Field to Food Pantry is Win-Win for Farmers and Neighbors in Need
If there’s one thing Americans have learned in 2020, it’s that our food system is not as secure and robust as many of us have long believed. When the pandemic struck, the nation was shocked to see grocery store shelves empty for the first time in many people’s lives.
As millions of Americans lost their jobs, farmers and ranchers across the nation were suddenly faced with closed schools, farmers markets, and restaurants, leaving goods ready to harvest but with no buyers.
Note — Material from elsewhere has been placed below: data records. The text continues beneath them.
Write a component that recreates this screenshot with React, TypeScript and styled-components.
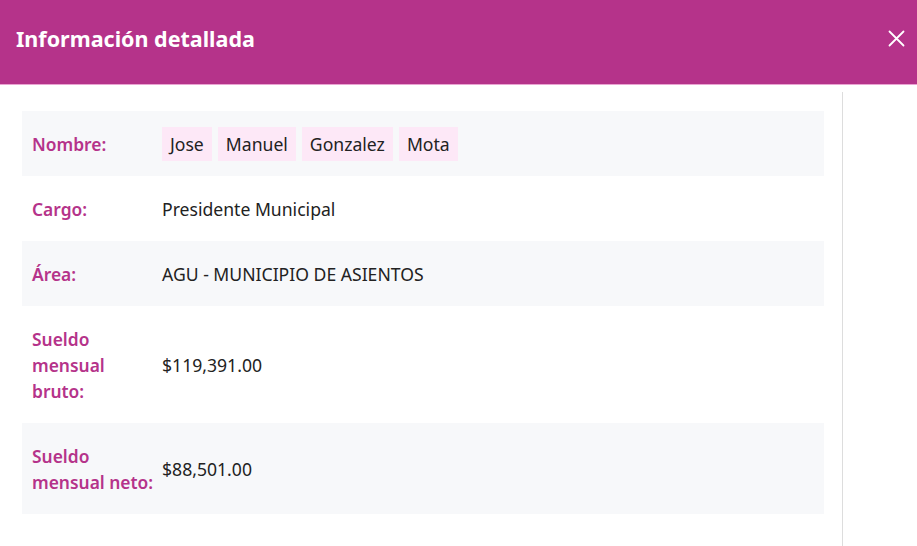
import styled, { createGlobalStyle } from "styled-components";

const GlobalStyle = createGlobalStyle`
  html, body {
    margin: 0;
    padding: 0;
    background: #fff;
  }
  body {
    font-family: "Noto Sans", "Open Sans", sans-serif;
    color: #212529;
  }
`;

type Row = { label: string; value: string | string[] };

const rows: Row[] = [
  { label: "Nombre:", value: ["Jose", "Manuel", "Gonzalez", "Mota"] },
  { label: "Cargo:", value: "Presidente Municipal" },
  { label: "Área:", value: "AGU - MUNICIPIO DE ASIENTOS" },
  { label: "Sueldo mensual bruto:", value: "$119,391.00" },
  { label: "Sueldo mensual neto:", value: "$88,501.00" },
];

function App() {
  return (
    <>
      <GlobalStyle />
      <Modal>
        <Header>
          <Title>Información detallada</Title>
          <CloseBtn aria-label="Cerrar">
            <svg width="17" height="17" viewBox="0 0 17 17">
              <path
                d="M1.5 1.5 L15.5 15.5 M15.5 1.5 L1.5 15.5"
                stroke="#fff"
                strokeWidth="1.8"
                strokeLinecap="round"
              />
            </svg>
          </CloseBtn>
        </Header>
        <Body>
          <Content>
            <Table>
              <tbody>
                {rows.map((r, i) => (
                  <Tr key={r.label} $striped={i % 2 === 0}>
                    <Label>{r.label}</Label>
                    <Value>
                      {Array.isArray(r.value)
                        ? r.value.map((p) => <Chip key={p}>{p}</Chip>)
                        : r.value}
                    </Value>
                  </Tr>
                ))}
              </tbody>
            </Table>
          </Content>
        </Body>
      </Modal>
    </>
  );
}

export default App;

const Modal = styled.div`
  width: 917px;
  height: 546px;
  display: flex;
  flex-direction: column;
  overflow: hidden;
`;

const Header = styled.div`
  height: 85px;
  flex-shrink: 0;
  background: #b5338a;
  border-bottom: 1px solid #e9a4d2;
  display: flex;
  align-items: center;
  justify-content: space-between;
  padding: 0 10px 8px 16px;
  box-sizing: border-box;
`;

const Title = styled.h2`
  margin: 0;
  font-family: "Noto Sans", sans-serif;
  font-weight: 700;
  font-size: 21.5px;
  color: #fff;
`;

const CloseBtn = styled.button`
  background: none;
  border: none;
  padding: 0;
  width: 17px;
  height: 17px;
  cursor: pointer;
  display: flex;
  margin-right: 2px;
`;

const Body = styled.div`
  flex: 1;
  display: flex;
  padding-top: 7px;
`;

const Content = styled.div`
  width: 843px;
  border-right: 1px solid #dddddd;
  padding: 19px 19px 0 22px;
  box-sizing: border-box;
`;

const Table = styled.table`
  width: 802px;
  border-collapse: collapse;
  font-size: 17.6px;
  line-height: 26px;
`;

const Tr = styled.tr<{ $striped: boolean }>`
  background: ${(p) => (p.$striped ? "#f7f8fa" : "#fff")};
`;

const Label = styled.td`
  width: 122px;
  padding: 19.5px 8px 19.5px 10px;
  font-weight: 600;
  font-size: 17.4px;
  color: #b5338a;
  vertical-align: middle;
`;

const Value = styled.td`
  padding: 19.5px 10px 19.5px 0;
  color: #222;
  vertical-align: middle;
`;

const Chip = styled.span`
  display: inline;
  background: #fde8f7;
  padding: 5px 8px;
  margin-right: 6px;
`;
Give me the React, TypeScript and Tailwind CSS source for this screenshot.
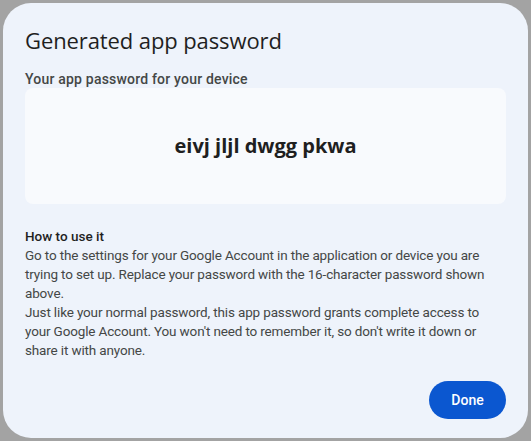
import React from 'react';

export default function App() {
  return (
    <div className="w-[531px] h-[441px] bg-[#a3a3a3] p-[3px] overflow-hidden" style={{ fontFamily: 'Roboto, "Open Sans", sans-serif' }}>
      <div className="w-[525px] h-[435px] bg-[#eef3fb] rounded-[28px] flex flex-col px-[22px] pt-[22px] pb-[18px]">
        <h1 className="text-[22px] leading-[30px] text-[#1f1f1f] font-normal" style={{ fontFamily: '"Open Sans", Roboto, sans-serif', letterSpacing: '-0.1px' }}>
          Generated app password
        </h1>
        <p className="mt-[15px] text-[14px] leading-[18px] font-medium text-[#444746] tracking-[0.2px]">Your app password for your device</p>
        <div className="h-[116px] bg-[#f8fafd] rounded-[8px] flex items-center justify-center">
          <span className="text-[20px] font-bold text-[#1f1f1f]" style={{ fontFamily: '"Open Sans", Roboto, sans-serif' }}>
            eivj jljl dwgg pkwa
          </span>
        </div>
        <div className="mt-[23px] text-[13.5px] leading-[19px] text-[#444746] tracking-[-0.15px]">
          <p className="font-medium text-[#1f1f1f] tracking-[0px]">How to use it</p>
          <p>
            Go to the settings for your Google Account in the application or device you are trying to set up. Replace your password with the 16-character password shown above.
          </p>
          <p>
            Just like your normal password, this app password grants complete access to your Google Account. You won't need to remember it, so don't write it down or share it with anyone.
          </p>
        </div>
        <div className="mt-auto flex justify-end">
          <button className="h-[38px] w-[77px] rounded-full bg-[#0b57d0] text-white text-[14px] font-medium mb-[1px]">Done</button>
        </div>
      </div>
    </div>
  );
}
As the project manager for American Farmland Trust’s Sustainable Grazing Project in Virginia and a farmer, these are issues I care about deeply. In the past few months, I’ve heard from other farmers involved in our Grazing project who also feel that it is important for the local community to have access to a safe, healthy, and delicious product raised locally using sustainable practices.
And that’s where the idea for a project to get local beef into the hands of the local community was born. But it wasn’t until I heard from Billy Salmon of Banks Mountain Farm, one of the pilot producers in the Grazing project, that this effort started to gain traction. Billy called me and asked if I could haul four beef cattle to Seven Hills Food, a regional beef harvesting facility in Lynchburg, Virginia, for him since his processing slots—which are hard to come by for many farmers, especially during the pandemic—fell during the week he had planned a vacation. He said that he could get two additional slots if I could use them.
Though our personal farm didn’t need the slots, I knew of an effort led by Matt Coyle of Piedmont Environmental Council to bring more locally produced beef to area food pantries. Then, it clicked. It seemed like a perfect opportunity to help both farmers and the community. I called Matt to see if they could use an additional 800 pounds of ground beef for the local food banks and he was excited and appreciative of the opportunity.
I then called John Paul Visosky of Locust Dale Cattle Company to see if he had any cull cows he wanted to market. He said he had two in field that were needing to be sold, so I picked up Billy’s four steers from Banks Mountain Farm, grabbed the two cull cows from Locust Dale, and delivered them to Seven Hills Foods for harvesting. The cattle dry aged to increase tenderness for two weeks, and then Seven Hills graciously delivered them to another partner, Local Food Hub / 4P Foods in Ivy, Virginia. 4P Foods was instrumental in delivering the beef to food banks in Madison, Culpeper, Orange, and Fauquier counties.
Through this team effort, we helped feed those in need in our community, added value to undervalued products for local producers, and highlighted the great partners and partnerships in this region.